- Associated Press - Thursday, October 2, 2014

ENTERPRISE, Ore. (AP) — The Nez Perce Trail running from Wallowa Lake to 40 miles from the Canadian border in Montana commemorates the months-long flight for freedom of Chief Joseph and his people. This fall, the U.S. Forest Service invites public comment on the siting of the 1,700-mile trail.

Sandy McFarland, administrator for the Nez Perce National Historic Trail, from Orofino, Idaho, said the trail’s comprehensive plan is under revision, and she and her team are meeting with communities all along the trail to get input on the trail’s location.

She said the trail, including associated sites and auto tours, crosses a mix of local, county, state, federal and tribal jurisdictions, but is administered by the Forest Service.

“In the 1950s, the Nez Perce began to protect the trail and it was added to the National Trails System in 1986,” McFarland said.

The trail starts roughly near Wallowa Lake and winds down the Imnaha River to the Snake River at Dug Bar. Chief Joseph, along with Chiefs White Bird and Lookingglass, led 750 people along a circuitous route in an attempt to escape the U.S. Army’s pursuit. They fought battles at White Bird, Idaho, Big Hole, Montana, and Bear’s Paw, Montana, before surrendering.

Julie Molzahn, the comprehensive plan coordinator, said in 1976 a study to include the trail into the national historic trail system was authorized. In 1981, an environmental assessment began and in 1986 it was included in the system.

The comprehensive plan is now under revision and public interest has increased since its inception. Developments such as energy development, cell towers, urban interface and new recreation activities impact the trail, Molzahn said.

“We can include sites off the auto tour or trail as well that are significant to the tribe,” Molzahn said.

Some of those identified are as far away as Baxter Springs, Kansas, and Fort Vancouver, Washington, and even Yellowstone National Park where the tribe camped.

“We want a consistent message on the trail,” Molzahn said.

The trail is on federal, state and locally managed public and private land. Molzahn said this requires a coordinated effort among states and local communities.

Little sites like the Joseph Canyon Overview and Dug Bar as well as battle sites like Bear’s Paw are all included - crossing not only 11 national forests, but Bureau of Land Management-managed areas and U.S. Fish and Wildlife refuges.

Molzahn said in 2006, the trails group reviewed plans and decided it was not meeting standards.

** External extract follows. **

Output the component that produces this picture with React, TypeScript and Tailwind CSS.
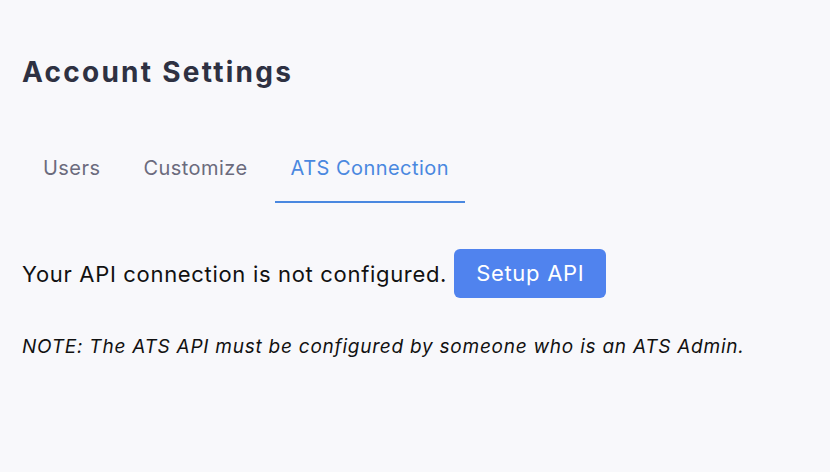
import { useState } from "react";

const tabs = ["Users", "Customize", "ATS Connection"];

export default function App() {
  const [active, setActive] = useState("ATS Connection");

  return (
    <div className="min-h-screen w-full bg-[#f8f8fb] px-[22px] pt-[52px] font-['Inter',sans-serif]">
      {/* Header */}
      <h1 className="text-[28px] leading-[40px] font-bold tracking-[2.25px] text-[#2e3142]">Account Settings</h1>

      {/* Tabs */}
      <div className="mt-[62px] ml-[5px] flex gap-[11px]">
        {tabs.map((t) => (
          <button
            key={t}
            onClick={() => setActive(t)}
            className={
              t === active
                ? "px-4 pb-[19px] text-[20px] leading-[28px] tracking-[0.45px] text-[#4a88e0] border-b-2 border-[#4a88e0]"
                : "px-4 pb-[19px] text-[20px] leading-[28px] tracking-[0.45px] text-[#6b6b7d] border-b-2 border-transparent"
            }
          >
            {t}
          </button>
        ))}
      </div>

      {/* Connection status */}
      <div className="mt-[46px] flex items-center gap-[7px]">
        <p className="text-[22px] leading-[30px] tracking-[0.68px] text-[#111]">Your API connection is not configured.</p>
        <button className="h-[49px] rounded-[6px] bg-[#5083ee] px-[22px] text-[22px] tracking-[0.7px] text-white">
          Setup API
        </button>
      </div>

      <p className="mt-[35px] text-[19px] leading-[28px] italic tracking-[0.76px] text-[#111]">
        NOTE: The ATS API must be configured by someone who is an ATS Admin.
      </p>
    </div>
  );
}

“An interagency review and a regional review of this plan indicate that it is no longer compliant and the 1985 environmental assessment is no longer valid,” Molzahn said.

In 2001, the first round of public meetings was held.

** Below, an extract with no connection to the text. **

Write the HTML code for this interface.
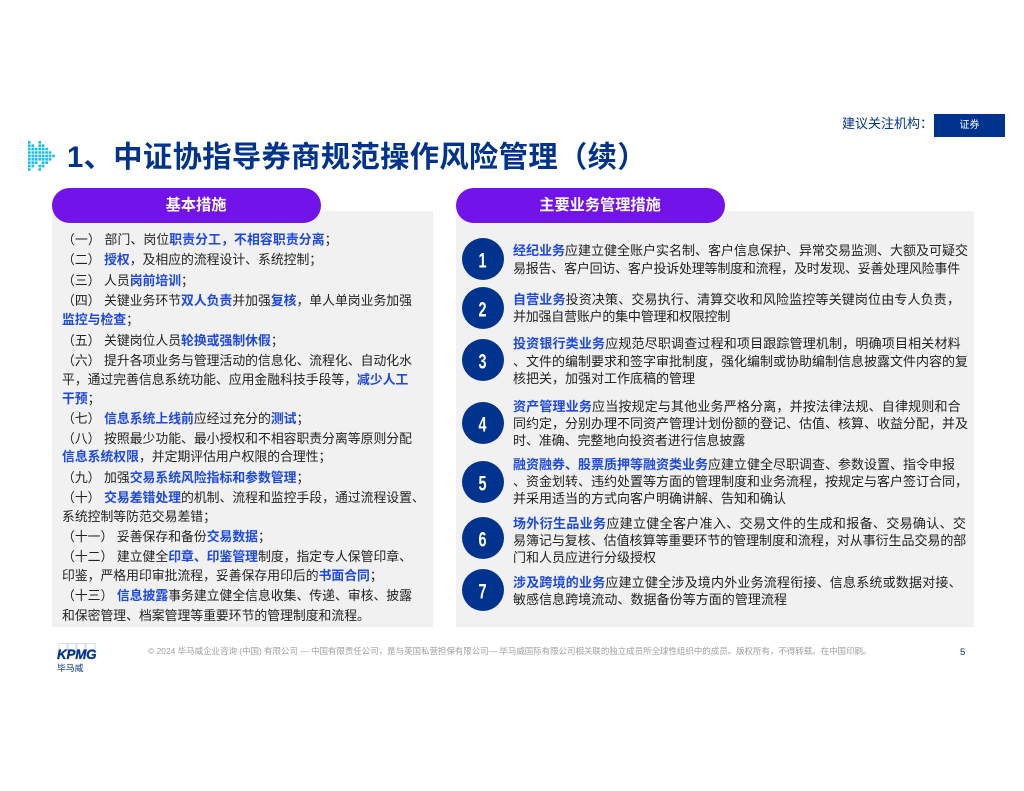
<!DOCTYPE html>
<html lang="zh">
<head>
<meta charset="utf-8">
<style>
html,body{margin:0;padding:0;background:#fff}
#p{position:relative;width:1024px;height:791px;overflow:hidden;background:#fff;font-family:"Liberation Sans","Noto Sans CJK SC",sans-serif;color:#222;filter:blur(.25px)}
#p div{position:absolute;white-space:nowrap}
.panel{background:#f1f1f1;top:211px;height:416px}
.pill{background:#7213ea;top:188px;height:35px;width:269px;border-radius:17.5px;color:#fff;font-weight:700;font-size:15.2px;line-height:35px;text-align:center;text-indent:19px}
.a,.b{line-height:20px;height:20px}
.a{left:62px;font-size:12.83px}
.b{left:513px;font-size:13px}
b{color:#1e49e2;font-weight:700}
.c{left:462px;width:42px;height:42px;border-radius:50%;background:#00338d;color:#fff;text-align:center;font:700 20px/46px "Liberation Sans",sans-serif}
.c span{display:inline-block;transform:scale(.72,1.08)}
</style>
</head>
<body>
<div id="p">
<svg style="position:absolute;left:28px;top:141px" width="28" height="30" viewBox="0 0 28 30" fill="#12bdf5">
<path d="M0 0h2.6v2.6H0zM10.4 0h2.6v2.6h-2.6z
M0 3.4h2.6V6H0zM3.5 3.4h2.6V6H3.500zM10.4 3.400h2.6V6h-2.6zM13.800 3.400h2.600V6h-2.600z
M0 6.800h2.600v2.600H0zM3.500 6.800h2.600v2.600H3.500zM6.900 6.800h2.600v2.600H6.900zM10.400 6.800h2.600v2.600h-2.600zM13.800 6.800h2.600v2.600h-2.600zM17.300 6.800h2.600v2.600h-2.600z
M0 10.200h2.600v2.600H0zM3.500 10.200h2.600v2.600H3.500zM6.900 10.200h2.600v2.600H6.900zM10.400 10.200h2.600v2.600h-2.600zM13.800 10.200h2.600v2.600h-2.600zM17.300 10.200h2.600v2.600h-2.600zM20.700 10.200h2.600v2.600h-2.600z
M0 13.600h2.600v2.600H0zM3.500 13.600h2.600v2.600H3.500zM6.900 13.600h2.600v2.600H6.900zM10.400 13.600h2.600v2.600h-2.600zM13.800 13.600h2.600v2.600h-2.600zM17.300 13.600h2.600v2.600h-2.600zM20.700 13.600h2.600v2.600h-2.600zM24.200 13.600h2.600v2.600h-2.600z
M0 17h2.600v2.600H0zM3.500 17h2.600v2.600H3.500zM6.900 17h2.600v2.600H6.900zM10.400 17h2.600v2.600h-2.600zM13.800 17h2.600v2.600h-2.600zM17.300 17h2.600v2.600h-2.600zM20.700 17h2.600v2.600h-2.600z
M0 20.400h2.600V23H0zM3.500 20.400h2.600V23H3.500zM6.900 20.400h2.600V23H6.900zM13.800 20.400h2.600V23h-2.600zM17.300 20.400h2.600V23h-2.600z
M0 23.800h2.600v2.600H0zM3.500 23.800h2.600v2.600H3.500zM10.400 23.800h2.600v2.600h-2.600zM13.800 23.800h2.600v2.600h-2.600z
M0 27.200h2.600v2.600H0zM10.400 27.200h2.600v2.600h-2.600z"/>
</svg>
<div style="left:67px;top:138px;font-size:29.3px;line-height:40px;font-weight:700;color:#00338d;letter-spacing:.35px">1、中证协指导券商规范操作风险管理（续）</div>
<div style="left:842px;top:114px;font-size:13px;line-height:20px;color:#00338d">建议关注机构：</div>
<div style="left:934px;top:114px;width:71px;height:23px;background:#00338d;color:#fff;font-size:10px;line-height:23px;text-align:center">证券</div>

<div class="panel" style="left:52px;width:381px"></div>
<div class="panel" style="left:456px;width:518px"></div>
<div class="pill" style="left:52px">基本措施</div>
<div class="pill" style="left:456px">主要业务管理措施</div>

<div class="a" style="top:230px;letter-spacing:.12px">（一） 部门、岗位<b>职责分工，不相容职责分离</b>；</div>
<div class="a" style="top:250px">（二） <b>授权</b>，及相应的流程设计、系统控制；</div>
<div class="a" style="top:271px">（三） 人员<b>岗前培训</b>；</div>
<div class="a" style="top:291px">（四） 关键业务环节<b>双人负责</b>并加强<b>复核</b>，单人单岗业务加强</div>
<div class="a" style="top:310px"><b>监控与检查</b>；</div>
<div class="a" style="top:331px">（五） 关键岗位人员<b>轮换或强制休假</b>；</div>
<div class="a" style="top:351px">（六） 提升各项业务与管理活动的信息化、流程化、自动化水</div>
<div class="a" style="top:370px">平，通过完善信息系统功能、应用金融科技手段等，<b>减少人工</b></div>
<div class="a" style="top:389px"><b>干预</b>；</div>
<div class="a" style="top:409px">（七） <b>信息系统上线前</b>应经过充分的<b>测试</b>；</div>
<div class="a" style="top:429px">（八） 按照最少功能、最小授权和不相容职责分离等原则分配</div>
<div class="a" style="top:447px"><b>信息系统权限</b>，并定期评估用户权限的合理性；</div>
<div class="a" style="top:468px">（九） 加强<b>交易系统风险指标和参数管理</b>；</div>
<div class="a" style="top:488px">（十） <b>交易差错处理</b>的机制、流程和监控手段，通过流程设置、</div>
<div class="a" style="top:507px">系统控制等防范交易差错；</div>
<div class="a" style="top:527px">（十一） 妥善保存和备份<b>交易数据</b>；</div>
<div class="a" style="top:547px">（十二） 建立健全<b>印章、印鉴管理</b>制度，指定专人保管印章、</div>
<div class="a" style="top:566px">印鉴，严格用印审批流程，妥善保存用印后的<b>书面合同</b>；</div>
<div class="a" style="top:586px">（十三） <b>信息披露</b>事务建立健全信息收集、传递、审核、披露</div>
<div class="a" style="top:606px">和保密管理、档案管理等重要环节的管理制度和流程。</div>

<div class="c" style="top:238px"><span>1</span></div>
<div class="c" style="top:287px"><span>2</span></div>
<div class="c" style="top:339px"><span>3</span></div>
<div class="c" style="top:402px"><span>4</span></div>
<div class="c" style="top:461px"><span>5</span></div>
<div class="c" style="top:517px"><span>6</span></div>
<div class="c" style="top:569px"><span>7</span></div>

<div class="b" style="top:241px"><b>经纪业务</b>应建立健全账户实名制、客户信息保护、异常交易监测、大额及可疑交</div>
<div class="b" style="top:259px;letter-spacing:-.23px">易报告、客户回访、客户投诉处理等制度和流程，及时发现、妥善处理风险事件</div>
<div class="b" style="top:290px;letter-spacing:.15px"><b>自营业务</b>投资决策、交易执行、清算交收和风险监控等关键岗位由专人负责，</div>
<div class="b" style="top:307px;letter-spacing:-.23px">并加强自营账户的集中管理和权限控制</div>
<div class="b" style="top:334px;letter-spacing:.17px"><b>投资银行类业务</b>应规范尽职调查过程和项目跟踪管理机制，明确项目相关材料</div>
<div class="b" style="top:352px">、文件的编制要求和签字审批制度，强化编制或协助编制信息披露文件内容的复</div>
<div class="b" style="top:369px">核把关，加强对工作底稿的管理</div>
<div class="b" style="top:397px;letter-spacing:.17px"><b>资产管理业务</b>应当按规定与其他业务严格分离，并按法律法规、自律规则和合</div>
<div class="b" style="top:414px">同约定，分别办理不同资产管理计划份额的登记、估值、核算、收益分配，并及</div>
<div class="b" style="top:431px;letter-spacing:-.1px">时、准确、完整地向投资者进行信息披露</div>
<div class="b" style="top:455px"><b>融资融券、股票质押等融资类业务</b>应建立健全尽职调查、参数设置、指令申报</div>
<div class="b" style="top:472px">、资金划转、违约处置等方面的管理制度和业务流程，按规定与客户签订合同，</div>
<div class="b" style="top:489px">并采用适当的方式向客户明确讲解、告知和确认</div>
<div class="b" style="top:514px;letter-spacing:.33px"><b>场外衍生品业务</b>应建立健全客户准入、交易文件的生成和报备、交易确认、交</div>
<div class="b" style="top:531px;letter-spacing:-.05px">易簿记与复核、估值核算等重要环节的管理制度和流程，对从事衍生品交易的部</div>
<div class="b" style="top:548px">门和人员应进行分级授权</div>
<div class="b" style="top:573px;letter-spacing:.2px"><b>涉及跨境的业务</b>应建立健全涉及境内外业务流程衔接、信息系统或数据对接、</div>
<div class="b" style="top:590px;letter-spacing:.05px">敏感信息跨境流动、数据备份等方面的管理流程</div>

<svg style="position:absolute;left:58px;top:643px" width="40" height="9" viewBox="0 0 40 9" fill="#fff" stroke="#c3d0e6" stroke-width=".7">
<rect x="1" y="0.400" width="8" height="8.600"/><rect x="10" y="0.400" width="8" height="8.600"/><rect x="19" y="0.400" width="8" height="8.600"/><rect x="28" y="0.400" width="9" height="8.600"/>
</svg>
<div style="left:57px;top:648px;font:italic 700 13.4px/14px 'Liberation Sans',sans-serif;color:#00338d;letter-spacing:-.2px;-webkit-text-stroke:.3px #00338d">KPMG</div>
<div style="left:57px;top:662px;font-size:8.8px;line-height:12px;color:#00338d">毕马威</div>
<div style="left:148px;top:645px;font-size:8.46px;line-height:12px;color:#a0a0a0">© 2024 毕马威企业咨询 (中国) 有限公司 — 中国有限责任公司，是与英国私营担保有限公司— 毕马威国际有限公司相关联的独立成员所全球性组织中的成员。版权所有，不得转载。在中国印刷。</div>
<div style="left:960px;top:646px;font-size:9.5px;line-height:13px;color:#00338d">5</div>
</div>
</body>
</html>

“One thing we heard was tourism is important. It brings in people to follow the historic trail,” said Molzahn.

The revision seeks to enhance compliance with the law and the trail’s future condition along with 3,000 miles of auto tour and associated trails used by the Nez Perce Tribe. Within five years of the revised plan the identified corridor will be marked on the ground in accordance with all the standard processes adopted, said Molzahn.

Yet the trail does not have to be literal. Molzahn said the Forest Service is working with private landowners and it can be relocated to better places when necessary.

“The line on the map can be moved around,” Molzahn said.